Written exercise: Present every line in which the string "full" appears.
-- begin --
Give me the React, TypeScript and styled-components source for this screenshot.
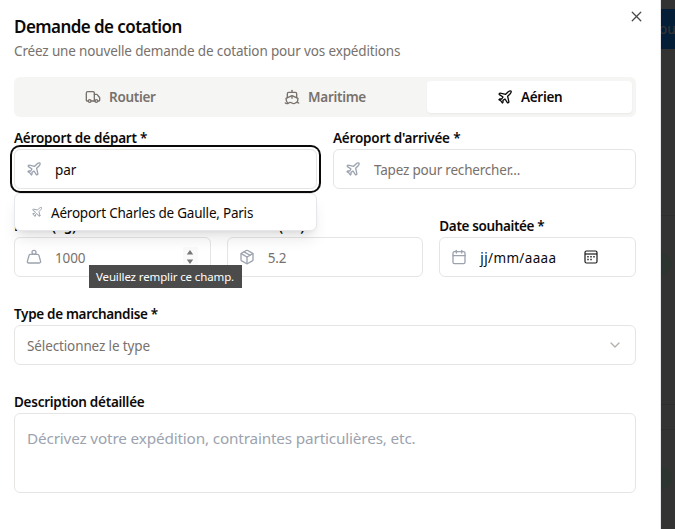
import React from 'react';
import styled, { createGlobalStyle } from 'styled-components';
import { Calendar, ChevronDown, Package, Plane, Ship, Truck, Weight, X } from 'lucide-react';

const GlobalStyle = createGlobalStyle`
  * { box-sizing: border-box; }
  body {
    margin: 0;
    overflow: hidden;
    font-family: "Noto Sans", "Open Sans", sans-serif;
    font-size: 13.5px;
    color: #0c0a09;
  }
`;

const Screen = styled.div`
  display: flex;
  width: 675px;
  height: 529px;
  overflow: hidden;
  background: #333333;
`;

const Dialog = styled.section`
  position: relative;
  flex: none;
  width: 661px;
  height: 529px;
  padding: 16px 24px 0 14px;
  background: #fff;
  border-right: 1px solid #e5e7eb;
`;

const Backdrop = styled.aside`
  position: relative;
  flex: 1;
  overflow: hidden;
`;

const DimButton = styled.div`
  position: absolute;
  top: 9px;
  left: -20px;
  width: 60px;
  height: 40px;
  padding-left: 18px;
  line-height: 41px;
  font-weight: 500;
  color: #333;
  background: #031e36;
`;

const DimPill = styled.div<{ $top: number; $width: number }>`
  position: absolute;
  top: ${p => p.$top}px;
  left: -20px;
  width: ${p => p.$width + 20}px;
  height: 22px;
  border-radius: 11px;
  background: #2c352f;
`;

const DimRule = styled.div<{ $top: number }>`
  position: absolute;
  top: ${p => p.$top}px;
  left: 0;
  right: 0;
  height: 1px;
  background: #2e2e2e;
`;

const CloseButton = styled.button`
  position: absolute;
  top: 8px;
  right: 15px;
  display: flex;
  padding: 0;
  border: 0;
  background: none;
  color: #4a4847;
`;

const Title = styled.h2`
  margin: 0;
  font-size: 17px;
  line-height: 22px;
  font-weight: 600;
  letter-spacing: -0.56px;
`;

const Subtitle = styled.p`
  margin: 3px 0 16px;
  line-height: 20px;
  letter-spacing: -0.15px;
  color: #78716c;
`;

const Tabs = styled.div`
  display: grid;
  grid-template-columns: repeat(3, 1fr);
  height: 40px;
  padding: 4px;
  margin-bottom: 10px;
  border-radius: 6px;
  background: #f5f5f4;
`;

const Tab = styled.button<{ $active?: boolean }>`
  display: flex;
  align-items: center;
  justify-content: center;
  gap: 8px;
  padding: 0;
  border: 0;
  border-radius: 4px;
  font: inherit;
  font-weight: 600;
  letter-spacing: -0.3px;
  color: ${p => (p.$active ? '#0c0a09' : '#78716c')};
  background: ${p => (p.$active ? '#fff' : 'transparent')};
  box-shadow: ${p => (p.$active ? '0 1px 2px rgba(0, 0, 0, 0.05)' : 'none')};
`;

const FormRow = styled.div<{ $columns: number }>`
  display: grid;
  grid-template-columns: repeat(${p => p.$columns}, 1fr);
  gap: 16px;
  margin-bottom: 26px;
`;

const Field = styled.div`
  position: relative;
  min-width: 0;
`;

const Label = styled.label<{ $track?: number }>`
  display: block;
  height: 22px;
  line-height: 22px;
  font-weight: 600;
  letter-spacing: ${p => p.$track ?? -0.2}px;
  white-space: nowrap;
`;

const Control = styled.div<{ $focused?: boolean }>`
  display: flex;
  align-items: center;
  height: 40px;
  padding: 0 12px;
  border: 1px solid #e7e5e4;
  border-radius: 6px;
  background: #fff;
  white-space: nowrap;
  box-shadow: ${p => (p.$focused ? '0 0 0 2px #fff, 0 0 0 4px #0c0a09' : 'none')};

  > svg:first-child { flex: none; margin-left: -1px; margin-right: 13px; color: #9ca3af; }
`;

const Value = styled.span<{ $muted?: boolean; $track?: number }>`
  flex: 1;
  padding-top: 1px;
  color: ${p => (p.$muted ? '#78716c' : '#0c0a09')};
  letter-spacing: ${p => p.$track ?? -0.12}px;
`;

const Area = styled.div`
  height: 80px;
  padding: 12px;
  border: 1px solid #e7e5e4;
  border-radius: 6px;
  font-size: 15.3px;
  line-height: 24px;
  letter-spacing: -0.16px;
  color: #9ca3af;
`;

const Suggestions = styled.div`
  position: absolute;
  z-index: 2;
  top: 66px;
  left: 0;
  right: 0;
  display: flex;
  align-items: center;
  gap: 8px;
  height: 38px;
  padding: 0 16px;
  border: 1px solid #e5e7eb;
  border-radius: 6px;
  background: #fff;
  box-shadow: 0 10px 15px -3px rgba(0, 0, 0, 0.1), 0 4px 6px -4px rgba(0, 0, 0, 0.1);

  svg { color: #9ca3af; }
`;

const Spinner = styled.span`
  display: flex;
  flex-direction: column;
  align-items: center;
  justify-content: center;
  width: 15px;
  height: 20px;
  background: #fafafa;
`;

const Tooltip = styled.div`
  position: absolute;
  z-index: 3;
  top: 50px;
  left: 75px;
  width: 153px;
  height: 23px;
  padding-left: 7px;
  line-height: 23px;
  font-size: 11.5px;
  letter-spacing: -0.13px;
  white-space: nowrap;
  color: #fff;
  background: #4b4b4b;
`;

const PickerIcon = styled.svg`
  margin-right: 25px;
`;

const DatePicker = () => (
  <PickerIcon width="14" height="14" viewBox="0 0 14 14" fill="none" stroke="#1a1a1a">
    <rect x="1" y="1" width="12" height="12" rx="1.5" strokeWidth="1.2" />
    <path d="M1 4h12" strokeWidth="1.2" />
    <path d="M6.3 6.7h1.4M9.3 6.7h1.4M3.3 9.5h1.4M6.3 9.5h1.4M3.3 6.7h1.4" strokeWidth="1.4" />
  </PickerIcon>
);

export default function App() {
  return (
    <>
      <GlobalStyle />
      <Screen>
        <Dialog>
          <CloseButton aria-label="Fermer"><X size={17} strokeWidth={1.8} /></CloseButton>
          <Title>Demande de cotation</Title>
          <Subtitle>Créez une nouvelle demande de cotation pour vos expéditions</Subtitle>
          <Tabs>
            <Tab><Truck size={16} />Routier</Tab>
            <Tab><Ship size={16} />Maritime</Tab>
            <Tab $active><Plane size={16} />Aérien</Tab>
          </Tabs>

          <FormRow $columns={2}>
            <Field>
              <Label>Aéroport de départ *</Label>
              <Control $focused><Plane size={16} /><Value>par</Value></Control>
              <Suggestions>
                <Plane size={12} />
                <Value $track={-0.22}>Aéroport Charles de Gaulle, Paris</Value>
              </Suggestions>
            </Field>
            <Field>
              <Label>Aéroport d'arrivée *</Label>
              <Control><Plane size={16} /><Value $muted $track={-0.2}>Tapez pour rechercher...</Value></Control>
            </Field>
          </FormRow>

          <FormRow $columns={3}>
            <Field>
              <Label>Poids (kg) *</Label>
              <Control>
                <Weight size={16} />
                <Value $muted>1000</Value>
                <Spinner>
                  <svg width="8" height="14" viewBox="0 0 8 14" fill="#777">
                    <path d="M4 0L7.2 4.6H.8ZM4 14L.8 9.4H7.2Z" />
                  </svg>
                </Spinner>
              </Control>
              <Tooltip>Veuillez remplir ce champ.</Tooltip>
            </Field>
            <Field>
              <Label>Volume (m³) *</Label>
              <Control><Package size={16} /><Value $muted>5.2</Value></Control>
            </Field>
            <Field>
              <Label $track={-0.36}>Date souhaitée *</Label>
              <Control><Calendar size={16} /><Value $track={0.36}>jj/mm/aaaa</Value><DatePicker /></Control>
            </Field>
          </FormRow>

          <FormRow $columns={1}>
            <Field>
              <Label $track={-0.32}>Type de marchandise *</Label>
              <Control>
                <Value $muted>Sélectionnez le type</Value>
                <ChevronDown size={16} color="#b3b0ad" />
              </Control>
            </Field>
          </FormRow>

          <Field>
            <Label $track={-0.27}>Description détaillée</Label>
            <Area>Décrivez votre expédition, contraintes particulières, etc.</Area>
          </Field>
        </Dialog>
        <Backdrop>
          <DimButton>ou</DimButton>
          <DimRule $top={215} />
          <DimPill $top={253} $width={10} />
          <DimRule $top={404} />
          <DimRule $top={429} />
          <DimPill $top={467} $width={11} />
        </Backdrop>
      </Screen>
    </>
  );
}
-- end --
-- begin --
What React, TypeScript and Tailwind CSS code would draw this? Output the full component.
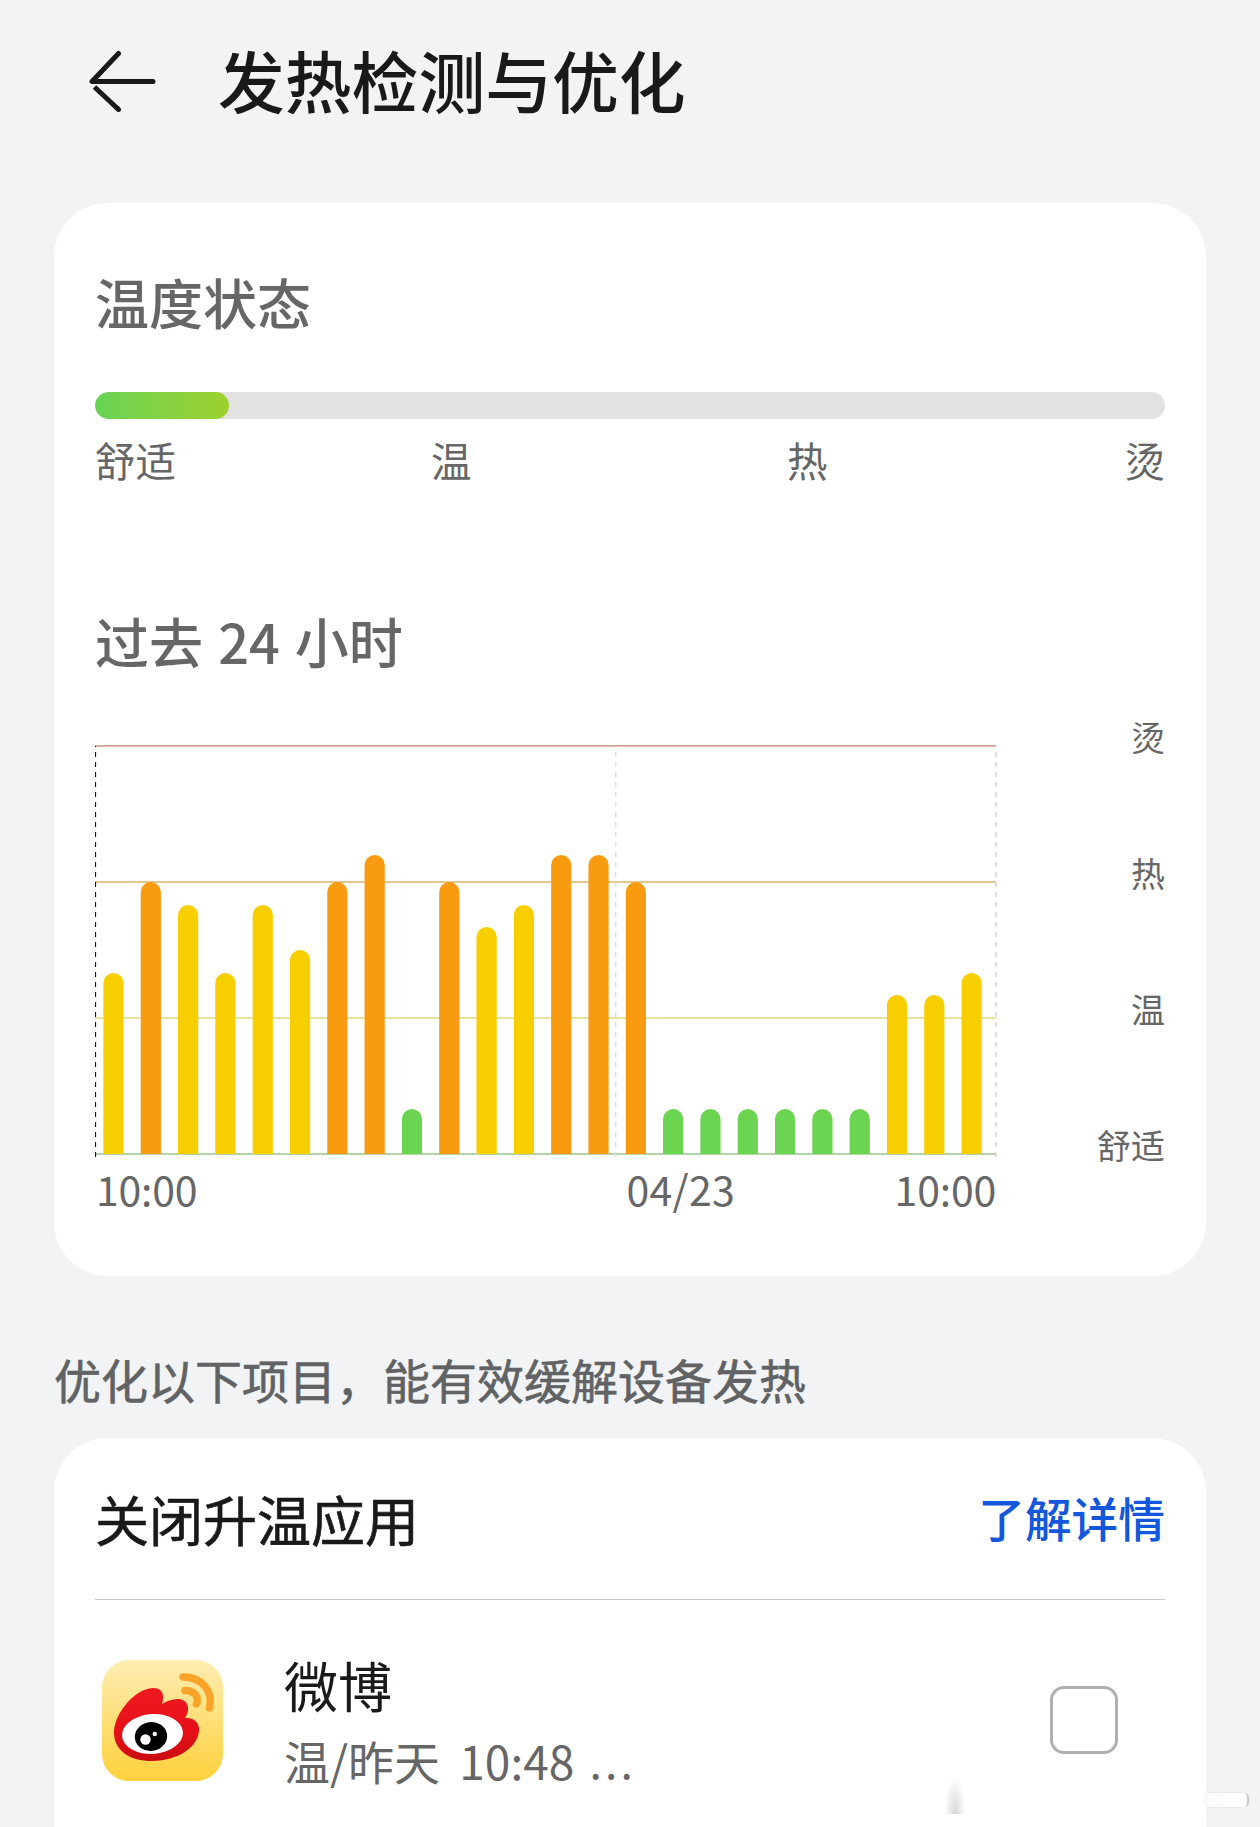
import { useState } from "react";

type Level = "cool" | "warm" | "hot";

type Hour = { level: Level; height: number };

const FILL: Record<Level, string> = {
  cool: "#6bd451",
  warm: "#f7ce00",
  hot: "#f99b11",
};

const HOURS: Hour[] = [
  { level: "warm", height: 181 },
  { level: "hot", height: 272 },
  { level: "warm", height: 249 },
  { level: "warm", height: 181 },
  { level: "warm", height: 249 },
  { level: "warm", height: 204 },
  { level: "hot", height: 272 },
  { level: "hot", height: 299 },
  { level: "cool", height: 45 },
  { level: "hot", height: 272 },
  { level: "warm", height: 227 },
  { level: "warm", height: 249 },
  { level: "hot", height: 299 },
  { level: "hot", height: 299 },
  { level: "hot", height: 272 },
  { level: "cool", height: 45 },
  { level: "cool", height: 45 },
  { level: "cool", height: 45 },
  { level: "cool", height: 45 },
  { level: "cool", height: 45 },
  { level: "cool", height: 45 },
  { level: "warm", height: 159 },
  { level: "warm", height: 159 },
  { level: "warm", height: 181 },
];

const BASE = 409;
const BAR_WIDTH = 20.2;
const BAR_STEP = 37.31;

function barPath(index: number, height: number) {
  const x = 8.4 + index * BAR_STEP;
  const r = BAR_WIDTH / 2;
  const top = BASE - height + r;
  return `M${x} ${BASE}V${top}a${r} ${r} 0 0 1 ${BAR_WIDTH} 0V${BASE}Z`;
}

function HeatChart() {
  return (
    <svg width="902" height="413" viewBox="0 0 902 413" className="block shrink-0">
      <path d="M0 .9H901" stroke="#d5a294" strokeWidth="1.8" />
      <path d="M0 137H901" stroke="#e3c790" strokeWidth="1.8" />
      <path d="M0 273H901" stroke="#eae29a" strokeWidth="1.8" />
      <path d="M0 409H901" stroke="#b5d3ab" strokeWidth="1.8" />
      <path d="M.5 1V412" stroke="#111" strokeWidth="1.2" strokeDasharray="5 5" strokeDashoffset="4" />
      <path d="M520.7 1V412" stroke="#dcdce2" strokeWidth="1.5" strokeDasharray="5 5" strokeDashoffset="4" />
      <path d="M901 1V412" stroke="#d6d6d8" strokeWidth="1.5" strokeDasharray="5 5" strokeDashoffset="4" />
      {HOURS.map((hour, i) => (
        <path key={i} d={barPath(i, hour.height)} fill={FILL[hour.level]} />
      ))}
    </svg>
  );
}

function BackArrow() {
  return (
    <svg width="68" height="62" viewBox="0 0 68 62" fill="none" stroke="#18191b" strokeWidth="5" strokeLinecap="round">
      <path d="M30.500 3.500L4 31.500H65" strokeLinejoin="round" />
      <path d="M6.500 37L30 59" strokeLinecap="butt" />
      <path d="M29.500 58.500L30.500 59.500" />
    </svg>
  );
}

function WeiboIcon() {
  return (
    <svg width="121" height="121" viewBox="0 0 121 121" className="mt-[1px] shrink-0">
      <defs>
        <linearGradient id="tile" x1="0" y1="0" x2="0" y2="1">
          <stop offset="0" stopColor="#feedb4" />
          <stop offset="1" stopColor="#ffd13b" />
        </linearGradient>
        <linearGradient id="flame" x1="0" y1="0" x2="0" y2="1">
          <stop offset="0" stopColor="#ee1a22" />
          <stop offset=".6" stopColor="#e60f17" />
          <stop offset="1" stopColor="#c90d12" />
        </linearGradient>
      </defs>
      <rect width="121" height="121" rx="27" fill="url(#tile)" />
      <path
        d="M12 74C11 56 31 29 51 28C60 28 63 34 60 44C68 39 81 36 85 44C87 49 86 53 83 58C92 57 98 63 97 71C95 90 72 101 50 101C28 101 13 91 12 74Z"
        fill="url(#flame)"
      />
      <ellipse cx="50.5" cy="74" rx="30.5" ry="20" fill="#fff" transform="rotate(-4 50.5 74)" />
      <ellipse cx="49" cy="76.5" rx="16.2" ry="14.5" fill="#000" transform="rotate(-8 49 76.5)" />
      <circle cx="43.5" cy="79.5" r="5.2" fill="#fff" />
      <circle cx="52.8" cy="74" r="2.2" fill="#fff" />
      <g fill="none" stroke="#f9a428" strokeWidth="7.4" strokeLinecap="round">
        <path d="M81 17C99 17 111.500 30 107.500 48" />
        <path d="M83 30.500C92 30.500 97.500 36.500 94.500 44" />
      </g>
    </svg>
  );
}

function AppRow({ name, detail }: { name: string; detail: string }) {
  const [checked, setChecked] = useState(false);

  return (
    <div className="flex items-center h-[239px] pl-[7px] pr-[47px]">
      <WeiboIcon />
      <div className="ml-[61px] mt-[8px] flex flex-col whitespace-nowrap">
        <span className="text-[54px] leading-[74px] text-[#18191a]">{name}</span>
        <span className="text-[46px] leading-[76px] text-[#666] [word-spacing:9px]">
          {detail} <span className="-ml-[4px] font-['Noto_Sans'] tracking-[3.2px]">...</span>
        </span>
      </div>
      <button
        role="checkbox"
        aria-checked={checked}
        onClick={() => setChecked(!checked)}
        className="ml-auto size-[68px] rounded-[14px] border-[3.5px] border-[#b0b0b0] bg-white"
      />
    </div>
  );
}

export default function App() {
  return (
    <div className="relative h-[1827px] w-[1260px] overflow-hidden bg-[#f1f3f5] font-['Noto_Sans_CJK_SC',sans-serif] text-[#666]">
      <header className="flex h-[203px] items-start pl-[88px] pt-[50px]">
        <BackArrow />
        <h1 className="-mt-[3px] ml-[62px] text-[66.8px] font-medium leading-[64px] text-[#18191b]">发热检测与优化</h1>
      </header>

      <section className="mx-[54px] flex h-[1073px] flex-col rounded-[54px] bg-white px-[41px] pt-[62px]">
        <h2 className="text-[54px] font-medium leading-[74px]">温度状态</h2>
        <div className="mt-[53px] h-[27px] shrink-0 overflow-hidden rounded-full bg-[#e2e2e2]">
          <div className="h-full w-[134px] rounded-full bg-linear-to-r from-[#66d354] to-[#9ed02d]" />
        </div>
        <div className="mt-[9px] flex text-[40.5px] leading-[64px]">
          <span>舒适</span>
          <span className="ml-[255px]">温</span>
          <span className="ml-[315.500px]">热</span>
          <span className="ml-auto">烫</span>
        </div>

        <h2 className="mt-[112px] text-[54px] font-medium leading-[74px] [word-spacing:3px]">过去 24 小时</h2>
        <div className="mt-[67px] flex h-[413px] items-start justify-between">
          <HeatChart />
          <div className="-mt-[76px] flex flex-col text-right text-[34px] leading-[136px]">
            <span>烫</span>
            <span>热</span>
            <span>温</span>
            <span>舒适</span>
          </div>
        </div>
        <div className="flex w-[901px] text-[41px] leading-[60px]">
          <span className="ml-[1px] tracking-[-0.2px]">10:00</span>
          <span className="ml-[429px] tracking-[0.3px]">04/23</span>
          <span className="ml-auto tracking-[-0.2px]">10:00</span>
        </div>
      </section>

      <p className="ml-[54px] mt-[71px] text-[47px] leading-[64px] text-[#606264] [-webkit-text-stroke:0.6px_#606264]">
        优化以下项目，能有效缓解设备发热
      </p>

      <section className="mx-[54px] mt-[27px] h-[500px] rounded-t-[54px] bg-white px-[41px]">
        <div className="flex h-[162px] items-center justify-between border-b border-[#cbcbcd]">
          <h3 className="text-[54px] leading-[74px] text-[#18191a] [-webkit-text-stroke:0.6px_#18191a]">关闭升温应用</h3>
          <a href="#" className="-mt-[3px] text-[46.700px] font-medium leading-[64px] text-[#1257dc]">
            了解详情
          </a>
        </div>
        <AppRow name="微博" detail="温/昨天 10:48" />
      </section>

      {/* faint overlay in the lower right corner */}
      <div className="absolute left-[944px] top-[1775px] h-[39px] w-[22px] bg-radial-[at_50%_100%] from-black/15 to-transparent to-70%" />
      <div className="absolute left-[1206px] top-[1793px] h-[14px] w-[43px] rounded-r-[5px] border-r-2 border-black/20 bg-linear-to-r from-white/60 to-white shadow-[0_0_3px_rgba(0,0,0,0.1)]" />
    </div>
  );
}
-- end --
Exercise response:
What React, TypeScript and Tailwind CSS code would draw this? Output the full component.
        <div className="mt-[53px] h-[27px] shrink-0 overflow-hidden rounded-full bg-[#e2e2e2]">
          <div className="h-full w-[134px] rounded-full bg-linear-to-r from-[#66d354] to-[#9ed02d]" />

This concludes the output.